The yield of purified VLPs was 58 μg/(g fresh weight tissue) for wtVLPs and 81 μg/(g fresh weight tissue) for ΔVLPs. This suggests that the apparent dimers and higher molecular weight species identified by Coomassie staining and detected by anti-VP1 antibodies did indeed indicate additional VP1 protein, which contributed to the final yield (see Supplementary Figure 2). Throughout this study, plant-expressed VP1 was recalcitrant to reduction by either DTT or β-mercaptoethanol (data not shown). Dimers and higher order VP1 aggregates have been seen on reducing SDS-PAGE gels from purified virions [13] and recombinant VP1 expressed in insect cells [15]. It is expected that both intracapsomeric and intercapsomeric disulphide bridges are more efficiently formed during in vivo assembly than in vitro and this results in VLPs from eukaryotic cells possessing greater stability than in vitro-assembled VLPs [43]. Despite limited optimisation performed during this study and the analysis of just two gradient fractions, the recovery of purified VLPs approaches the highest reported levels of HPV L1 protein in crude extracts of plant tissue [21, 23]. Purification could certainly be optimised with improved gradient and ultracentrifugation conditions, which could also benefit from a pre-enrichment of VLPs by, for example, PEG precipitation [14]. In addition, steps could be taken to improve the upstream process for plant-produced polyomavirus-like particles.
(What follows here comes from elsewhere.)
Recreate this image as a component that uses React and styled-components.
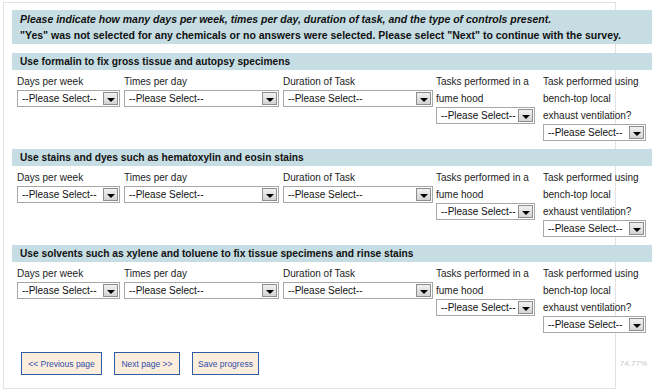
import React from 'react'
import styled, { createGlobalStyle } from 'styled-components'

const sections = [
  'Use formalin to fix gross tissue and autopsy specimens',
  'Use stains and dyes such as hematoxylin and eosin stains',
  'Use solvents such as xylene and toluene to fix tissue specimens and rinse stains'
]

const columns = [
  { label: ['Days per week'], width: 103 },
  { label: ['Times per day'], width: 155 },
  { label: ['Duration of Task'], width: 150 },
  { label: ['Tasks performed in a', 'fume hood'], width: 99 },
  { label: ['Task performed using', 'bench-top local', 'exhaust ventilation?'], width: 103 }
]

export default function App () {
  return (
    <>
      <GlobalStyle />
      <Frame>
        <Intro>
          <IntroLine $italic>
            Please indicate how many days per week, times per day, duration of task, and the type of controls present.
          </IntroLine>
          <IntroLine>
            "Yes" was not selected for any chemicals or no answers were selected. Please select "Next" to continue with the survey.
          </IntroLine>
        </Intro>

        {sections.map(title => (
          <Section key={title}>
            <SectionTitle>{title}</SectionTitle>
            <Fields>
              {columns.map(col => (
                <Field key={col.label[0]}>
                  {col.label.map(line => <Label key={line}>{line}</Label>)}
                  <Select $width={col.width}>
                    <SelectText>--Please Select--</SelectText>
                    <SelectButton><Arrow /></SelectButton>
                  </Select>
                </Field>
              ))}
            </Fields>
          </Section>
        ))}

        <Footer>
          <Buttons>
            <NavButton $width={81}>&lt;&lt; Previous page</NavButton>
            <NavButton $width={66}>Next page &gt;&gt;</NavButton>
            <NavButton $width={67}>Save progress</NavButton>
          </Buttons>
          <Progress>74.77%</Progress>
        </Footer>
      </Frame>
    </>
  )
}

const GlobalStyle = createGlobalStyle`
  body {
    margin: 0;
    background: #fff;
    font-family: "Liberation Sans", Arial, sans-serif;
  }
`

const Frame = styled.div`
  box-sizing: border-box;
  width: 613px;
  height: 387px;
  margin: 2px 0 0 3px;
  padding: 7px 0 0 8px;
  border: 1px solid #e2e2e2;
`

const Intro = styled.div`
  box-sizing: border-box;
  width: 640px;
  height: 34px;
  padding: 1px 0 0 8px;
  background: #c6dde3;
`

const IntroLine = styled.div`
  height: 16px;
  line-height: 16px;
  font-size: 10.5px;
  font-weight: bold;
  font-style: ${p => (p.$italic ? 'italic' : 'normal')};
  color: #111;
  white-space: nowrap;
`

const Section = styled.div`
  width: 640px;
  margin-top: 9px;

  & + & {
    margin-top: 8px;
  }
`

const SectionTitle = styled.div`
  box-sizing: border-box;
  height: 17px;
  line-height: 17px;
  padding-left: 8px;
  background: #c6dde3;
  font-size: 10.2px;
  font-weight: bold;
  color: #111;
  white-space: nowrap;
`

const Fields = styled.div`
  display: grid;
  grid-template-columns: 107px 159px 153px 107px 1fr;
  align-items: start;
  padding: 3px 0 0 5px;
`

const Field = styled.div`
  display: flex;
  flex-direction: column;
`

const Label = styled.div`
  height: 17px;
  line-height: 17px;
  font-size: 10px;
  color: #222;
  white-space: nowrap;
`

const Select = styled.div`
  box-sizing: border-box;
  display: flex;
  align-items: center;
  justify-content: space-between;
  width: ${p => p.$width}px;
  height: 17px;
  padding: 0 1px 0 4px;
  border: 1px solid #a7a7a7;
  background: #fff;
`

const SelectText = styled.span`
  font-size: 10px;
  color: #111;
  white-space: nowrap;
`

const SelectButton = styled.span`
  box-sizing: border-box;
  display: flex;
  align-items: flex-end;
  justify-content: center;
  width: 15px;
  height: 13px;
  padding-bottom: 2px;
  border: 1px solid #8e8e8e;
  background: linear-gradient(#f0f0f0, #d4d4d4);
`

const Arrow = styled.span`
  width: 0;
  height: 0;
  border-left: 4px solid transparent;
  border-right: 4px solid transparent;
  border-top: 4px solid #000;
`

const Footer = styled.div`
  display: flex;
  align-items: center;
  justify-content: space-between;
  width: 640px;
  margin-top: 19px;
  padding-left: 9px;
  box-sizing: border-box;
`

const Buttons = styled.div`
  display: flex;
  gap: 12px;
`

const NavButton = styled.button`
  width: ${p => p.$width}px;
  height: 23px;
  padding: 0;
  border: 1px solid #2d5ea5;
  background: #fdeddd;
  color: #2d4fa8;
  font-family: "Liberation Sans", Arial, sans-serif;
  font-size: 8.5px;
  white-space: nowrap;
  cursor: pointer;
`

const Progress = styled.span`
  padding-right: 5px;
  font-family: "Liberation Sans", Arial, sans-serif;
  font-size: 8px;
  color: #c9c9c9;
`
As the band pattern detected by anti-VP1 antibodies was not affected by codon optimisation, the degradation of ΔVP1 is most likely due to proteolysis rather than an mRNA degradation effect. MPyV VP1 has long been known to yield a 29 kDa proteolytic fragment [13] and is susceptible to cleavage by S1 serine proteases [11]. Interestingly, wtVP1 was not susceptible to degradation, which suggests that proteolysis occurred in the cytosol. Proteolysis can often be a limiting factor for expression in plant cells [5], and it may be possible to address this issue through a number of strategies. For example, the stable or transient co-expression of serine protease inhibitors as has been demonstrated for aspartic proteases in the cytosol [16] and cysteine proteases in the secretory pathway [33], or by post-transcriptionally regulating endogenous protease levels as recently demonstrated with anti-sense RNA inhibition [22].

To our knowledge, this study represents the first example of a polyomavirus-like particle to be expressed and purified from plant tissue. Excellent yields were obtained using a single purification step, and the VLPs were shown to be consistent with those produced in other expression hosts or assembled in vitro. In addition, VLPs generated from a variant of VP1 differed from wtVLPs in a number of important ways; ΔVLPs were larger and more homogenous than wtVLPs and they did not encapsidate nucleic acid. These attributes make plant-derived polyomavirus VLPs attractive for further development in biotechnology and nanotechnology, where consistent size and shape as well as the absence of contaminating nucleic acid are advantageous. Likewise, the elimination of nucleic acid binding sequences from VP1 could be used to improve homogeneity and avoid nucleic acid encapsidation in other expression hosts where nucleic acid contamination, or particle heterogeneity, is problematic. Furthermore, we show that transient expression in plants provides a facile technique for the production of VLPs loaded with encapsidated foreign proteins. The detailed characterisation of loaded MPyV VLPs and their potential application is the subject of further experimentation. In summary, this work demonstrates the potential for plant-based expression in the future of polyomavirus-like particles in vaccine development and other biotechnological applications.